▸ **STATED GOAL**: Leave the pictures out and print every record below exactly as it stands.

—————

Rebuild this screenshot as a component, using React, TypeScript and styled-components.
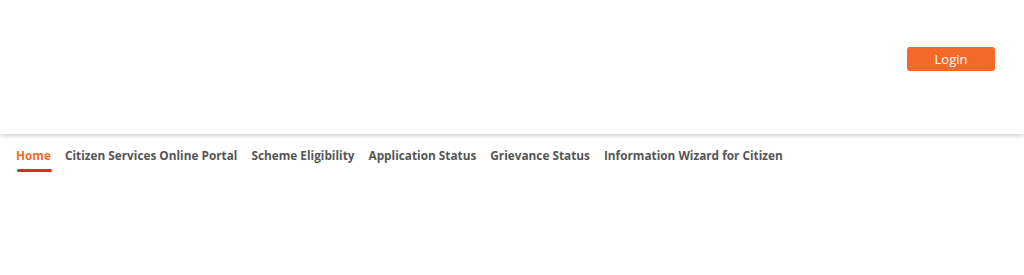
import React from "react";
import styled, { createGlobalStyle } from "styled-components";

const Global = createGlobalStyle`
  html, body { margin: 0; padding: 0; background: #ffffff; }
  body { font-family: "Open Sans", "Liberation Sans", sans-serif; }
`;

const Header = styled.header`
  height: 134px;
  background: #ffffff;
  box-shadow: 0 2px 4px rgba(0, 0, 0, 0.18);
  display: flex;
  justify-content: flex-end;
  align-items: flex-start;
  padding: 47px 29px 0 0;
  box-sizing: border-box;
  position: relative;
  z-index: 1;
`;

const LoginButton = styled.button`
  width: 88px;
  height: 24px;
  border: none;
  border-radius: 3px;
  background: #f4692a;
  color: #ffffff;
  font-family: "Open Sans", "Liberation Sans", sans-serif;
  font-size: 13px;
  line-height: 24px;
  padding: 0;
  cursor: pointer;
`;

const Nav = styled.nav`
  display: flex;
  gap: 14px;
  padding: 13px 16px 0 16px;
`;

const NavItem = styled.a<{ $active?: boolean }>`
  font-family: "Open Sans", "Liberation Sans", sans-serif;
  font-weight: 700;
  font-size: 11.8px;
  line-height: 17px;
  color: ${(p) => (p.$active ? "#f4692a" : "#555555")};
  text-decoration: none;
  padding-bottom: 8px;
  position: relative;
  &::after {
    content: "";
    display: ${(p) => (p.$active ? "block" : "none")};
    position: absolute;
    left: 1px;
    right: -1px;
    bottom: 0;
    height: 3px;
    border-radius: 2px;
    background: #e02b20;
  }
`;

const items = [
  "Home",
  "Citizen Services Online Portal",
  "Scheme Eligibility",
  "Application Status",
  "Grievance Status",
  "Information Wizard for Citizen",
];

export default function App() {
  return (
    <>
      <Global />
      <Header>
        <LoginButton>Login</LoginButton>
      </Header>
      <Nav>
        {items.map((t, i) => (
          <NavItem key={t} $active={i === 0} href="#">
            {t}
          </NavItem>
        ))}
      </Nav>
    </>
  );
}
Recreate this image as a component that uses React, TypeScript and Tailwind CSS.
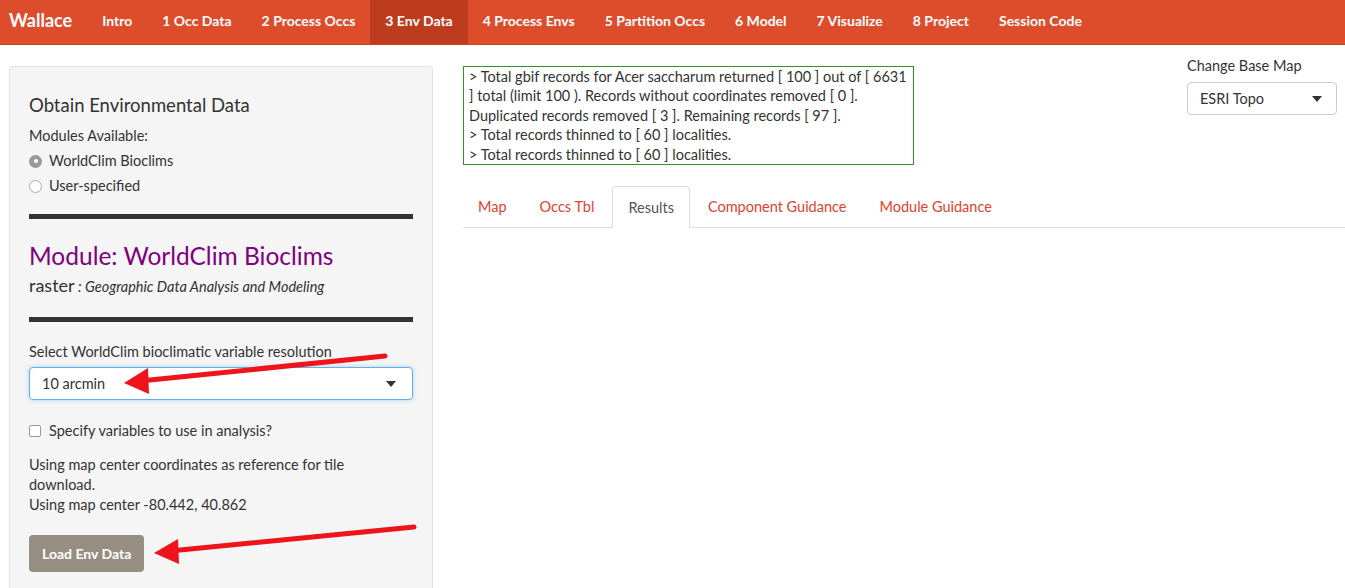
import React from "react";

const navItems = [
  "Intro",
  "1 Occ Data",
  "2 Process Occs",
  "3 Env Data",
  "4 Process Envs",
  "5 Partition Occs",
  "6 Model",
  "7 Visualize",
  "8 Project",
  "Session Code",
];

const tabs = ["Map", "Occs Tbl", "Results", "Component Guidance", "Module Guidance"];

const logLines = [
  "> Total gbif records for Acer saccharum returned [ 100 ] out of [ 6631",
  "] total (limit 100 ). Records without coordinates removed [ 0 ].",
  "Duplicated records removed [ 3 ]. Remaining records [ 97 ].",
  "> Total records thinned to [ 60 ] localities.",
  "> Total records thinned to [ 60 ] localities.",
];

function Caret() {
  return (
    <svg width="10" height="6" viewBox="0 0 10 6" className="shrink-0">
      <path d="M0 0 L10 0 L5 6 Z" fill="#333" />
    </svg>
  );
}

export default function App() {
  return (
    <div
      className="relative w-[1345px] h-[588px] overflow-hidden bg-white text-[#333]"
      style={{ fontFamily: "Lato, 'Noto Sans', sans-serif" }}
    >
      {/* navbar */}
      <div className="flex items-stretch h-[45px] bg-[#dd4d2b] border-b border-[#c84424] text-white">
        <div className="flex items-center pb-[4px] pl-[9px] pr-[15px] text-[18px] font-bold">Wallace</div>
        {navItems.map((n) => (
          <div
            key={n}
            className={
              "flex items-center pb-[4px] px-[15px] text-[14px] font-bold " +
              (n === "3 Env Data" ? "bg-[#bd3c1e]" : "")
            }
          >
            {n}
          </div>
        ))}
      </div>

      <div className="flex pt-[21px]">
        {/* left panel */}
        <div className="ml-[9px] w-[424px] h-[560px] shrink-0 rounded-[4px] border border-[#e3e3e3] bg-[#f5f5f5] px-[19px] pt-[26px]">
          <div className="text-[18.5px] leading-[24px]">Obtain Environmental Data</div>
          <div className="mt-[9px] text-[14.5px] leading-[20px]">Modules Available:</div>
          <div className="mt-[5px] flex flex-col gap-[5px] text-[14.5px] leading-[20px]">
            <label className="flex items-center gap-[7px]">
              <span className="flex h-[13px] w-[13px] items-center justify-center rounded-full bg-[#999]">
                <span className="h-[4px] w-[4px] rounded-full bg-white" />
              </span>
              WorldClim Bioclims
            </label>
            <label className="flex items-center gap-[7px]">
              <span className="h-[13px] w-[13px] rounded-full border border-[#aaa] bg-white" />
              User-specified
            </label>
          </div>
          <div className="mt-[18px] h-[5px] bg-[#333]" />
          <div className="mt-[22px] text-[24.5px] leading-[30px] text-[#800080]">Module: WorldClim Bioclims</div>
          <div className="mt-[4px] leading-[20px]">
            <span className="text-[18px]">raster</span>
            <span className="text-[14.5px] italic"> : Geographic Data Analysis and Modeling</span>
          </div>
          <div className="mt-[20px] h-[5px] bg-[#333]" />
          <div className="mt-[20px] text-[14.5px] leading-[20px]">Select WorldClim bioclimatic variable resolution</div>
          <div className="mt-[5px] flex h-[33px] items-center justify-between rounded-[4px] border border-[#66afe9] bg-white pl-[12px] pr-[16px] text-[14.5px] shadow-[0_0_4px_rgba(102,175,233,0.5)]">
            <span>10 arcmin</span>
            <Caret />
          </div>
          <label className="mt-[21px] flex items-center gap-[8px] text-[14.5px] leading-[20px]">
            <span className="h-[12px] w-[12px] rounded-[2px] border border-[#999] bg-white" />
            Specify variables to use in analysis?
          </label>
          <div className="mt-[14px] text-[14.5px] leading-[20px]">
            Using map center coordinates as reference for tile
            <br />
            download.
            <br />
            Using map center -80.442, 40.862
          </div>
          <div className="mt-[20px] inline-flex h-[37px] items-center rounded-[4px] bg-[#978e83] px-[13px] text-[14px] font-bold text-white">
            Load Env Data
          </div>
        </div>

        {/* right area */}
        <div className="ml-[30px] flex-1 flex flex-col">
          <div className="flex">
            <div className="w-[451px] border border-[#339126] px-[5px] text-[14.5px] leading-[19.4px]">
              {logLines.map((l, i) => (
                <div key={i} className="whitespace-nowrap">
                  {l}
                </div>
              ))}
            </div>
            <div className="ml-auto mr-[8px] w-[150px] -mt-[10px]">
              <div className="text-[14.5px] leading-[20px]">Change Base Map</div>
              <div className="mt-[6px] flex h-[33px] items-center justify-between rounded-[4px] border border-[#ccc] bg-white pl-[12px] pr-[14px] text-[14.5px]">
                <span>ESRI Topo</span>
                <Caret />
              </div>
            </div>
          </div>
          <div className="mt-[21px] flex h-[42px] items-stretch border-b border-[#ddd]">
            {tabs.map((t) => (
              <div
                key={t}
                className={
                  "mr-[3px] flex items-center px-[15px] text-[14.5px] " +
                  (t === "Results"
                    ? "rounded-t-[4px] border border-b-0 border-[#ddd] bg-white text-[#555] -mb-[1px]"
                    : "text-[#e2412f]")
                }
              >
                {t}
              </div>
            ))}
          </div>
        </div>
      </div>

      {/* annotation arrows */}
      <svg className="pointer-events-none absolute left-0 top-0" width="1345" height="588">
        <line x1="385" y1="356" x2="140" y2="381" stroke="#ee141c" strokeWidth="5" strokeLinecap="round" />
        <polygon points="124,383 148,368 149,394" fill="#ee141c" />
        <line x1="414" y1="527" x2="170" y2="551" stroke="#ee141c" strokeWidth="5" strokeLinecap="round" />
        <polygon points="154,553 178,539 179,564" fill="#ee141c" />
      </svg>
    </div>
  );
}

—————

▸ **RESULT OF THIS EXERCISE**:
Rebuild this screenshot as a component, using React, TypeScript and styled-components.
import React from "react";
import styled, { createGlobalStyle } from "styled-components";

const Global = createGlobalStyle`
  html, body { margin: 0; padding: 0; background: #ffffff; }
  body { font-family: "Open Sans", "Liberation Sans", sans-serif; }
`;

const Header = styled.header`
  height: 134px;
  background: #ffffff;
  box-shadow: 0 2px 4px rgba(0, 0, 0, 0.18);
  display: flex;
  justify-content: flex-end;
  align-items: flex-start;
  padding: 47px 29px 0 0;
  box-sizing: border-box;
  position: relative;
  z-index: 1;
`;

const LoginButton = styled.button`
  width: 88px;
  height: 24px;
  border: none;
  border-radius: 3px;
  background: #f4692a;
  color: #ffffff;
  font-family: "Open Sans", "Liberation Sans", sans-serif;
  font-size: 13px;
  line-height: 24px;
  padding: 0;
  cursor: pointer;
`;

const Nav = styled.nav`
  display: flex;
  gap: 14px;
  padding: 13px 16px 0 16px;
`;

const NavItem = styled.a<{ $active?: boolean }>`
  font-family: "Open Sans", "Liberation Sans", sans-serif;
  font-weight: 700;
  font-size: 11.8px;
  line-height: 17px;
  color: ${(p) => (p.$active ? "#f4692a" : "#555555")};
  text-decoration: none;
  padding-bottom: 8px;
  position: relative;
  &::after {
    content: "";
    display: ${(p) => (p.$active ? "block" : "none")};
    position: absolute;
    left: 1px;
    right: -1px;
    bottom: 0;
    height: 3px;
    border-radius: 2px;
    background: #e02b20;
  }
`;

const items = [
  "Home",
  "Citizen Services Online Portal",
  "Scheme Eligibility",
  "Application Status",
  "Grievance Status",
  "Information Wizard for Citizen",
];

export default function App() {
  return (
    <>
      <Global />
      <Header>
        <LoginButton>Login</LoginButton>
      </Header>
      <Nav>
        {items.map((t, i) => (
          <NavItem key={t} $active={i === 0} href="#">
            {t}
          </NavItem>
        ))}
      </Nav>
    </>
  );
}
Recreate this image as a component that uses React, TypeScript and Tailwind CSS.
import React from "react";

const navItems = [
  "Intro",
  "1 Occ Data",
  "2 Process Occs",
  "3 Env Data",
  "4 Process Envs",
  "5 Partition Occs",
  "6 Model",
  "7 Visualize",
  "8 Project",
  "Session Code",
];

const tabs = ["Map", "Occs Tbl", "Results", "Component Guidance", "Module Guidance"];

const logLines = [
  "> Total gbif records for Acer saccharum returned [ 100 ] out of [ 6631",
  "] total (limit 100 ). Records without coordinates removed [ 0 ].",
  "Duplicated records removed [ 3 ]. Remaining records [ 97 ].",
  "> Total records thinned to [ 60 ] localities.",
  "> Total records thinned to [ 60 ] localities.",
];

function Caret() {
  return (
    <svg width="10" height="6" viewBox="0 0 10 6" className="shrink-0">
      <path d="M0 0 L10 0 L5 6 Z" fill="#333" />
    </svg>
  );
}

export default function App() {
  return (
    <div
      className="relative w-[1345px] h-[588px] overflow-hidden bg-white text-[#333]"
      style={{ fontFamily: "Lato, 'Noto Sans', sans-serif" }}
    >
      {/* navbar */}
      <div className="flex items-stretch h-[45px] bg-[#dd4d2b] border-b border-[#c84424] text-white">
        <div className="flex items-center pb-[4px] pl-[9px] pr-[15px] text-[18px] font-bold">Wallace</div>
        {navItems.map((n) => (
          <div
            key={n}
            className={
              "flex items-center pb-[4px] px-[15px] text-[14px] font-bold " +
              (n === "3 Env Data" ? "bg-[#bd3c1e]" : "")
            }
          >
            {n}
          </div>
        ))}
      </div>

      <div className="flex pt-[21px]">
        {/* left panel */}
        <div className="ml-[9px] w-[424px] h-[560px] shrink-0 rounded-[4px] border border-[#e3e3e3] bg-[#f5f5f5] px-[19px] pt-[26px]">
          <div className="text-[18.5px] leading-[24px]">Obtain Environmental Data</div>
          <div className="mt-[9px] text-[14.5px] leading-[20px]">Modules Available:</div>
          <div className="mt-[5px] flex flex-col gap-[5px] text-[14.5px] leading-[20px]">
            <label className="flex items-center gap-[7px]">
              <span className="flex h-[13px] w-[13px] items-center justify-center rounded-full bg-[#999]">
                <span className="h-[4px] w-[4px] rounded-full bg-white" />
              </span>
              WorldClim Bioclims
            </label>
            <label className="flex items-center gap-[7px]">
              <span className="h-[13px] w-[13px] rounded-full border border-[#aaa] bg-white" />
              User-specified
            </label>
          </div>
          <div className="mt-[18px] h-[5px] bg-[#333]" />
          <div className="mt-[22px] text-[24.5px] leading-[30px] text-[#800080]">Module: WorldClim Bioclims</div>
          <div className="mt-[4px] leading-[20px]">
            <span className="text-[18px]">raster</span>
            <span className="text-[14.5px] italic"> : Geographic Data Analysis and Modeling</span>
          </div>
          <div className="mt-[20px] h-[5px] bg-[#333]" />
          <div className="mt-[20px] text-[14.5px] leading-[20px]">Select WorldClim bioclimatic variable resolution</div>
          <div className="mt-[5px] flex h-[33px] items-center justify-between rounded-[4px] border border-[#66afe9] bg-white pl-[12px] pr-[16px] text-[14.5px] shadow-[0_0_4px_rgba(102,175,233,0.5)]">
            <span>10 arcmin</span>
            <Caret />
          </div>
          <label className="mt-[21px] flex items-center gap-[8px] text-[14.5px] leading-[20px]">
            <span className="h-[12px] w-[12px] rounded-[2px] border border-[#999] bg-white" />
            Specify variables to use in analysis?
          </label>
          <div className="mt-[14px] text-[14.5px] leading-[20px]">
            Using map center coordinates as reference for tile
            <br />
            download.
            <br />
            Using map center -80.442, 40.862
          </div>
          <div className="mt-[20px] inline-flex h-[37px] items-center rounded-[4px] bg-[#978e83] px-[13px] text-[14px] font-bold text-white">
            Load Env Data
          </div>
        </div>

        {/* right area */}
        <div className="ml-[30px] flex-1 flex flex-col">
          <div className="flex">
            <div className="w-[451px] border border-[#339126] px-[5px] text-[14.5px] leading-[19.4px]">
              {logLines.map((l, i) => (
                <div key={i} className="whitespace-nowrap">
                  {l}
                </div>
              ))}
            </div>
            <div className="ml-auto mr-[8px] w-[150px] -mt-[10px]">
              <div className="text-[14.5px] leading-[20px]">Change Base Map</div>
              <div className="mt-[6px] flex h-[33px] items-center justify-between rounded-[4px] border border-[#ccc] bg-white pl-[12px] pr-[14px] text-[14.5px]">
                <span>ESRI Topo</span>
                <Caret />
              </div>
            </div>
          </div>
          <div className="mt-[21px] flex h-[42px] items-stretch border-b border-[#ddd]">
            {tabs.map((t) => (
              <div
                key={t}
                className={
                  "mr-[3px] flex items-center px-[15px] text-[14.5px] " +
                  (t === "Results"
                    ? "rounded-t-[4px] border border-b-0 border-[#ddd] bg-white text-[#555] -mb-[1px]"
                    : "text-[#e2412f]")
                }
              >
                {t}
              </div>
            ))}
          </div>
        </div>
      </div>

      {/* annotation arrows */}
      <svg className="pointer-events-none absolute left-0 top-0" width="1345" height="588">
        <line x1="385" y1="356" x2="140" y2="381" stroke="#ee141c" strokeWidth="5" strokeLinecap="round" />
        <polygon points="124,383 148,368 149,394" fill="#ee141c" />
        <line x1="414" y1="527" x2="170" y2="551" stroke="#ee141c" strokeWidth="5" strokeLinecap="round" />
        <polygon points="154,553 178,539 179,564" fill="#ee141c" />
      </svg>
    </div>
  );
}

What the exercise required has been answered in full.